Le secret de plaire à sa nation était de faire la guerre à la France. On a déjà vu, dans l’article de Louis XI[1] comment cet Édouard passa la mer (1475), et par quelle politique mêlée de honte Louis XI acheta la retraite de ce roi, moins puissant que lui, et mal affermi. Acheter la paix d’un ennemi, c’est lui donner de quoi faire la guerre. (1483) Édouard proposa donc à son parlement une nouvelle invasion en France. Jamais offre ne fut acceptée avec une joie plus universelle. Mais lorsqu’il se préparait à cette grande entreprise, il mourut à l’âge de quarante-deux ans (1483).

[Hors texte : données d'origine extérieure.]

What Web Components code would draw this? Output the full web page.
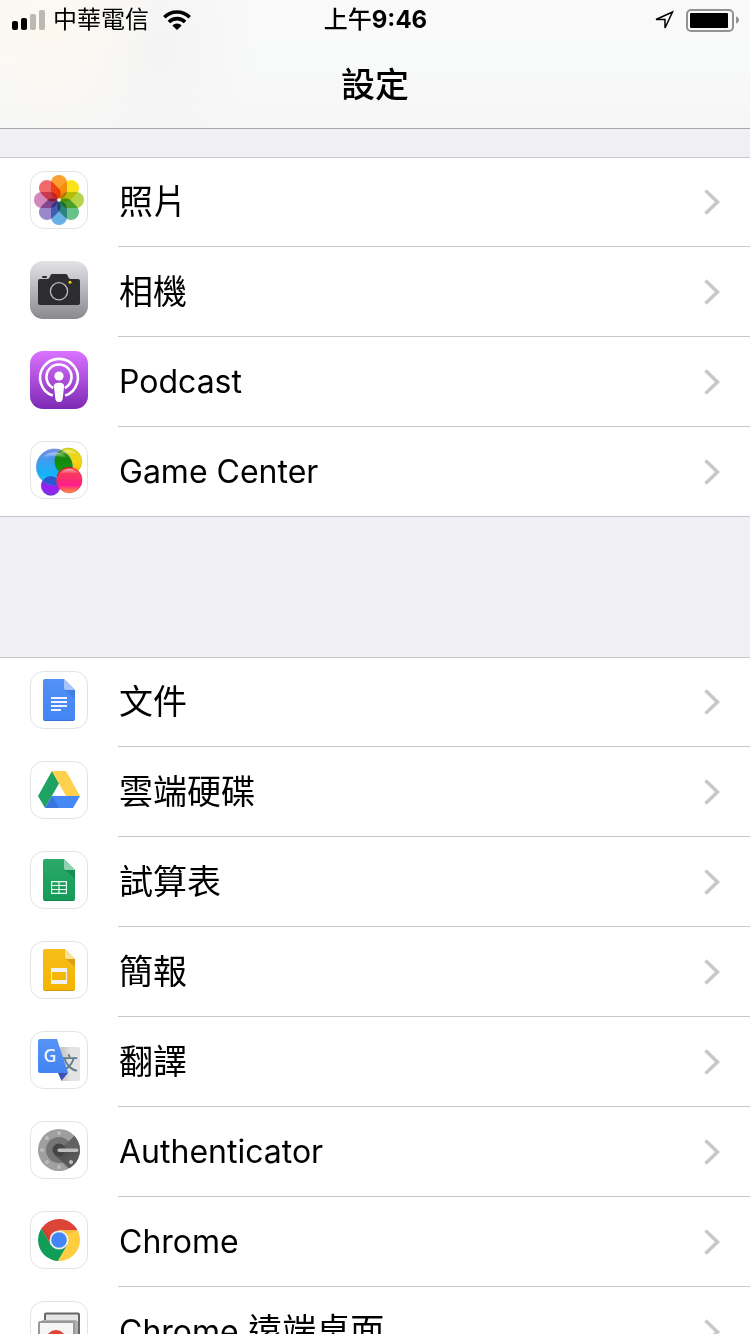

Comme il était d’une constitution très-robuste, on soupçonna son frère Richard, duc de Glocester, d’avoir avancé ses jours par le poison. Ce n’était pas juger témérairement du duc de Glocester ; ce prince était un autre monstre né pour commettre de sang-froid tous les crimes.

Édouard IV laissa deux enfants mâles, dont l’aîné, âgé de treize ans, porta le nom d’Édouard V. Glocester forma le dessein d’arracher les deux enfants à la reine leur mère, et de les faire mourir pour régner. Il s’était déjà rendu maître de la personne du roi, qui était alors vers la province de Galles, Il fallait avoir en sa puissance le duc d’York son frère. Il prodigua les serments et les artifices, La faible mère mit son second fils dans les mains du traître, croyant que deux parricides seraient plus difficiles à commettre qu’un seul. Il les fit garder dans la Tour. C’était, disait-il, pour leur sûreté. Mais quand il fallut en venir à ce double assassinat, il trouva un obstacle. Le lord Hastings, homme d’un caractère farouche, mais attaché au jeune roi, fut sondé par les émis-

  1. Chapitre xciv, page 118.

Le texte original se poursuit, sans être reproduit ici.